## Problem statement
Each line containing the word "styles" must be collected.

---

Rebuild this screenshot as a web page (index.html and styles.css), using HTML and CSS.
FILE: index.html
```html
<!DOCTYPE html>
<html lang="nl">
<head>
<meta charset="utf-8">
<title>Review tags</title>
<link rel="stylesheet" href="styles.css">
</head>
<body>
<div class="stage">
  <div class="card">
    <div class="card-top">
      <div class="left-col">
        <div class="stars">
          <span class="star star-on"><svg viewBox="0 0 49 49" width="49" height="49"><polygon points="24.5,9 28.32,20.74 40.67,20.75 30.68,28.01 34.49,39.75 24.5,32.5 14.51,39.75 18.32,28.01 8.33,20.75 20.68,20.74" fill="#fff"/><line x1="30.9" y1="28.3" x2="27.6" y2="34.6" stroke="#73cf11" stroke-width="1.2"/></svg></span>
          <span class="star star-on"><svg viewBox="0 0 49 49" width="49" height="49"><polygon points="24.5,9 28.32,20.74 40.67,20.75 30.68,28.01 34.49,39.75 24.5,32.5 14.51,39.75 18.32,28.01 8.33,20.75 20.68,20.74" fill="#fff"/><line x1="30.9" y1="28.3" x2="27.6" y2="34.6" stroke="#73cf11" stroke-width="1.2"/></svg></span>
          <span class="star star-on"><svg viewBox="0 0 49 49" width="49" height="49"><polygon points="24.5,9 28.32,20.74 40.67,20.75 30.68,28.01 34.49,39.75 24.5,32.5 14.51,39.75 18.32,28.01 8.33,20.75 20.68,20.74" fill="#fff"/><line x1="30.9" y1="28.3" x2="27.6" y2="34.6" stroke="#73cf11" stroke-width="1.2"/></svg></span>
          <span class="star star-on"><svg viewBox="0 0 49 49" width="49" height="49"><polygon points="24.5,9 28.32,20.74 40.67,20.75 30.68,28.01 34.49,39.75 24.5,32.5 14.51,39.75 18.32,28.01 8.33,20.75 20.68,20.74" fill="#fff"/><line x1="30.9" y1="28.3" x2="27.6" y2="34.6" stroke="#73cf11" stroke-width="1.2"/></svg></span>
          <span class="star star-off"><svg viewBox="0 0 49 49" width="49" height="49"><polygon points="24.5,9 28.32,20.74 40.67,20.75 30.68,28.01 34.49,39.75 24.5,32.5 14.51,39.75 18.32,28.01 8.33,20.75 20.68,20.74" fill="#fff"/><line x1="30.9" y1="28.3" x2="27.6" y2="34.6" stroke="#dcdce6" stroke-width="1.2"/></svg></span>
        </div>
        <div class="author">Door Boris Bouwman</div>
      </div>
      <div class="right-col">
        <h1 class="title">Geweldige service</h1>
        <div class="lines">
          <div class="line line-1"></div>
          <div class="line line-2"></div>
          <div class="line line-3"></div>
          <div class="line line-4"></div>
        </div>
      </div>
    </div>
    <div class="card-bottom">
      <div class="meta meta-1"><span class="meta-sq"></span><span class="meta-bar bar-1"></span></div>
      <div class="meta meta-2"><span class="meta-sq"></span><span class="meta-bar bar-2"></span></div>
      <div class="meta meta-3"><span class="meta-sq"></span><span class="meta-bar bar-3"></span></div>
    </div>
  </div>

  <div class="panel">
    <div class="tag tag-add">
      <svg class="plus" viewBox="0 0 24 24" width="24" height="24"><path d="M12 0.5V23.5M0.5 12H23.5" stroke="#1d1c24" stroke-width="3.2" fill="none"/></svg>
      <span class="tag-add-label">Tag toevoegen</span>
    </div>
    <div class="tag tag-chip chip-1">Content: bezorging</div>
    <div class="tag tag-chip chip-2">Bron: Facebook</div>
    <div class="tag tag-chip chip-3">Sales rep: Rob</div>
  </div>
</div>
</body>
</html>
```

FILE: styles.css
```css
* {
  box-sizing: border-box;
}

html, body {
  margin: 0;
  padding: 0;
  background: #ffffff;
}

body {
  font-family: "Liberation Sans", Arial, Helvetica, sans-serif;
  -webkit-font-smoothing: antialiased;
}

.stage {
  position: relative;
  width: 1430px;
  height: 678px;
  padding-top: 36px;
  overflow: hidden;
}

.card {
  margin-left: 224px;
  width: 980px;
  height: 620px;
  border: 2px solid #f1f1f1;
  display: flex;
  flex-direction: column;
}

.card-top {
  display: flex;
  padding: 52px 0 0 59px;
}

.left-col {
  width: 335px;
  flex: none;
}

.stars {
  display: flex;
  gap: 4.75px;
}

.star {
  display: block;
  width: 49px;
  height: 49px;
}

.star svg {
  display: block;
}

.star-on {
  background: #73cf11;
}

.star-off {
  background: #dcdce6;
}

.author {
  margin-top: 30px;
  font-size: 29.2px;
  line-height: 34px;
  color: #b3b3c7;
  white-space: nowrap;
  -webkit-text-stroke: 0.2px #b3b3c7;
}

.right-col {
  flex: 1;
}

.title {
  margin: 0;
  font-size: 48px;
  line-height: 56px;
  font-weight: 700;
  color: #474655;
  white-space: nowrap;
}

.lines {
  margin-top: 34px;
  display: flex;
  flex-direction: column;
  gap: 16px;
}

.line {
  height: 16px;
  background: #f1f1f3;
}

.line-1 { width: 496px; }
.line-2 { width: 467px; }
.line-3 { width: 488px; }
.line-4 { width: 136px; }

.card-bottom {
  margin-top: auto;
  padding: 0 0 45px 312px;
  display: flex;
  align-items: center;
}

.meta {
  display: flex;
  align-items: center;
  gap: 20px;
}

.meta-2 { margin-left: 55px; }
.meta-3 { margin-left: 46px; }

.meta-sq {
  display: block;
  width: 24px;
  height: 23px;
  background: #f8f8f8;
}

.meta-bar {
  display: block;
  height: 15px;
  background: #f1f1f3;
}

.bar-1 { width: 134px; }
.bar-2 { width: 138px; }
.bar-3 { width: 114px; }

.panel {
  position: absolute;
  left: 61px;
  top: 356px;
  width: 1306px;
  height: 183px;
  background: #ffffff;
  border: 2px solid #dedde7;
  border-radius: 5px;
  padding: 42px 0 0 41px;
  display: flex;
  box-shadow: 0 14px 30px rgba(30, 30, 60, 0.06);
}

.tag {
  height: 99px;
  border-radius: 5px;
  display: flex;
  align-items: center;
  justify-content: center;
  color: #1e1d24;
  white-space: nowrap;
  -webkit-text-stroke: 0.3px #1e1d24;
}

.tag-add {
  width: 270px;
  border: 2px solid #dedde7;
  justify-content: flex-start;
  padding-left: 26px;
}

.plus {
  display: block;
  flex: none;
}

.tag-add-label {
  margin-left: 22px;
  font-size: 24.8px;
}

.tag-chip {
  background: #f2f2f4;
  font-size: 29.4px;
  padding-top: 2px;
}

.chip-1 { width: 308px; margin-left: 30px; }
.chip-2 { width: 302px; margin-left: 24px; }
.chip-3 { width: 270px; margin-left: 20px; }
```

---

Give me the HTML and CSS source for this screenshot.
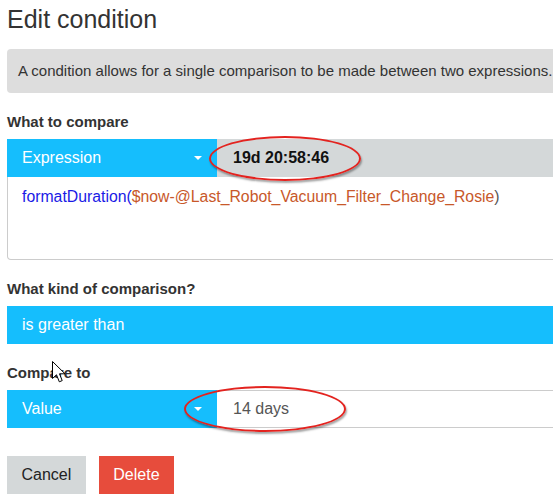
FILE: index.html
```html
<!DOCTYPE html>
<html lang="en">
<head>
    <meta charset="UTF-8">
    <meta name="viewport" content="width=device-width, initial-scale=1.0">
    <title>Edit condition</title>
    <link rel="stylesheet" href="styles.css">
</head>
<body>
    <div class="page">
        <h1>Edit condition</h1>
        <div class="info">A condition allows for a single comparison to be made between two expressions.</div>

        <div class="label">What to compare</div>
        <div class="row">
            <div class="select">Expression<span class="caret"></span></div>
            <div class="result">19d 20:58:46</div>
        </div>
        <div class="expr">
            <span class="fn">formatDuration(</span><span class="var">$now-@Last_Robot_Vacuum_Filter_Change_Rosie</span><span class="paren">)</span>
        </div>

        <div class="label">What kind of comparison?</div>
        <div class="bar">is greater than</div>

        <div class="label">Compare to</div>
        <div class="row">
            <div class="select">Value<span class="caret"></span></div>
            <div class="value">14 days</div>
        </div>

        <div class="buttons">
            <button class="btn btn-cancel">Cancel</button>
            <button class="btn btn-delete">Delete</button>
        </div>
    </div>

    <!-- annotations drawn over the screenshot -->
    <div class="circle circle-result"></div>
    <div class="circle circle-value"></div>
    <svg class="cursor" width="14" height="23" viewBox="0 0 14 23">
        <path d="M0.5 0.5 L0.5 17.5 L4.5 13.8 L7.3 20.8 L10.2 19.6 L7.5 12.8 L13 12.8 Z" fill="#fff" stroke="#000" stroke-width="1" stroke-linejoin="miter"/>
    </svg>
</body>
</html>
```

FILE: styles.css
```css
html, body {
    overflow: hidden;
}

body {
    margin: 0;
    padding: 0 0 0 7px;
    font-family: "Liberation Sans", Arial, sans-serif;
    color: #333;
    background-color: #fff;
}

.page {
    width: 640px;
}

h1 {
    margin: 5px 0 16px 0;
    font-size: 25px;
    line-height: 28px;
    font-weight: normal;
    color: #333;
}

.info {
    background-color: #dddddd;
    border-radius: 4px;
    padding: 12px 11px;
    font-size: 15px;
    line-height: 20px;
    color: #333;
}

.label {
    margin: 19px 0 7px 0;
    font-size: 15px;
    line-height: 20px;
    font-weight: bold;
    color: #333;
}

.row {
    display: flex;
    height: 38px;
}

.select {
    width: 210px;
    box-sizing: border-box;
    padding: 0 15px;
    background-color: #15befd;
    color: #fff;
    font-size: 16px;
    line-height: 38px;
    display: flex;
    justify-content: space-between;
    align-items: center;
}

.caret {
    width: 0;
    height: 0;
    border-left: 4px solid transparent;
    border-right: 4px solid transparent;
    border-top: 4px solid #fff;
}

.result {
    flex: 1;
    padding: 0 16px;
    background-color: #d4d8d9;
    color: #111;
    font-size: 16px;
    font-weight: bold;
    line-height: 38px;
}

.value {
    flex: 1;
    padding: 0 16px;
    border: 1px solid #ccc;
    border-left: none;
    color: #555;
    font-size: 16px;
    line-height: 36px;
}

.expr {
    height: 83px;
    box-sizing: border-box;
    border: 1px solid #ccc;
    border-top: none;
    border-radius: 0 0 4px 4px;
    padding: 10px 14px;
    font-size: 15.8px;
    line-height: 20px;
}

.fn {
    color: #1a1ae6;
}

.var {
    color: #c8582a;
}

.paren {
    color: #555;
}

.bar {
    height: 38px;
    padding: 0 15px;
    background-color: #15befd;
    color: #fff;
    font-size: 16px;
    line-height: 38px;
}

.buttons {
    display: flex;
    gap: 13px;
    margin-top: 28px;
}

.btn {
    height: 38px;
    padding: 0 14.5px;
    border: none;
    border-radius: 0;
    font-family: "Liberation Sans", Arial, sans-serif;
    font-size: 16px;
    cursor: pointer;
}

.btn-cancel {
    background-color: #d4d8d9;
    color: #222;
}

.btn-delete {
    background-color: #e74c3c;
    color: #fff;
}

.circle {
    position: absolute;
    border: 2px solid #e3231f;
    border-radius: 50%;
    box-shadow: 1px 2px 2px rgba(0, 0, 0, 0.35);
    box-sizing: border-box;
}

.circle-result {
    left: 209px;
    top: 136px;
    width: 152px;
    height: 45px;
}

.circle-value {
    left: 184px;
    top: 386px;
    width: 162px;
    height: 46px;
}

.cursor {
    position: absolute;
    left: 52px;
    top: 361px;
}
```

---

## Result of the task
Rebuild this screenshot as a web page (index.html and styles.css), using HTML and CSS.
<link rel="stylesheet" href="styles.css">
FILE: styles.css
    <link rel="stylesheet" href="styles.css">
FILE: styles.css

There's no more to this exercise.